MTV19ANet: A Multi-tier Visual Geometry Group 19 with Attention Network-Based Streamflow Prediction System

The hydrological community is focusing on streamflow forecasting due to rising water consumption and climate change impacts. Traditional AI techniques help understand surface water hydrology, but consistent performance remains challenging due to insufficient feature learning. To address these challenges, this study introduces a novel multi-tier deep learning architecture based on the Visual Geometry Group 19 (VGG19) baseline model. The proposed architecture, named MTV19ANet, integrates a multi-attention-based fused framework combining Long Short-Term Memory (LSTM), Multi-Layer Perceptron (MLP) neural network, and Gated Recurrent Unit (GRU).
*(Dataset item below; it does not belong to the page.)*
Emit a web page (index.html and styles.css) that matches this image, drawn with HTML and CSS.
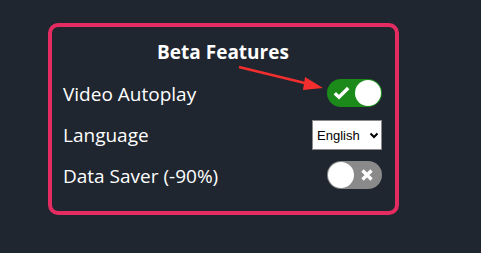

MTV19ANet modifies the original VGG19 architecture by reducing convolutional blocks and decreasing computational load while preserving core feature extraction functionality. Attention mechanisms are used to weigh important features, while Global Average Pooling (GAP) reduces spatial dimensions, summarizing features for the attention mechanism. The study addresses key challenges in hydrological modeling, such as capturing complex spatiotemporal patterns and managing computational efficiency. The model was tested using the CAMELS dataset, covering catchments in Australia, Brazil, and Great Britain. Performance comparisons with VGG19, LSTM, GRU, and MLP demonstrated that MTV19ANet consistently outperforms these models, achieving Nash–Sutcliffe Efficiency (NSE) values of 0.986, 0.991, and 0.985 for the CAMELSAUS, CAMELSGB, and CAMELSBR datasets, respectively. The results indicate that this approach can be applied to other catchments, with different climatic and geographical conditions, and increase the accuracy of streamflow predictions for other parts of the world. This study provides a replicable framework that incorporates physical hydrological attributes with dynamic meteorological data for improved predictive accuracy.